It is cold outside, but the soup is warm. We are simple minds, and a
good meal is all we need. Crisis, what crisis? We sit for a long
time just enjoying sitting there.
We ask for coffee. He fetches warm water from the tank placed on
top of the oven. Needless to say, "warm" is considerable less warm
than the "hot" you need to make good coffee. Even Greek "coffee"
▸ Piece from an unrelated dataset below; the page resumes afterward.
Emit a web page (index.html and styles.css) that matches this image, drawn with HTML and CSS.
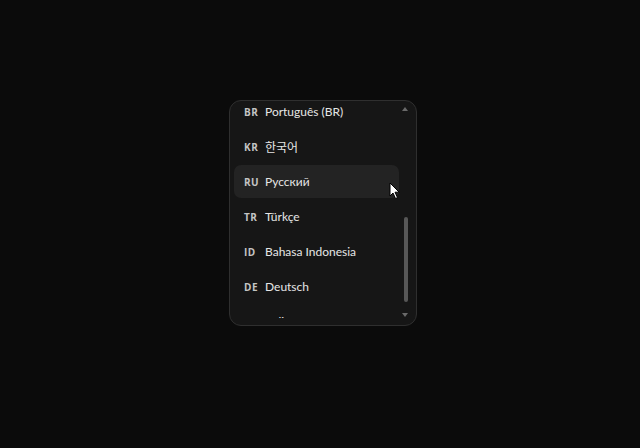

needs hot (not warm) water.
The result is as you can expect.
The waiter places a glass of water and a bowl of soup on a tray, and
prepares to go outside with it. The drunk man on the next table
comes to life. He starts to scold the old waiter. The drunk young man
is shouting, waving his arms, and very agitated. It is obvious that
the old man does something very wrong, or at least, something very
stupid. He looks sad, takes the tray, and departs. The drunk talks a
lot to his companion, and to us. We do as the companion: Look as if
we most likely agree.
We are ready to leave, but with no waiter, how can we pay. We wait.
The waiter return a full half hour later. He is crying. He is
sobbing, crying, and looking really, really miserable. The young man
who had fallen silent, he get a another beer, and start scolding the
old main again. It is surreal.
The waiter sits in a corner crying for a while, but then comes to our
table and tells a long story. We don't understand anything. Finally
he shows us a photo of a young couple with a child. And he holds up
two fingers, points at his legs and to his head, and sobs while he
tells his story. All while the young man is shouting what sounds like
insults from his table, and the other man watches the whole thing.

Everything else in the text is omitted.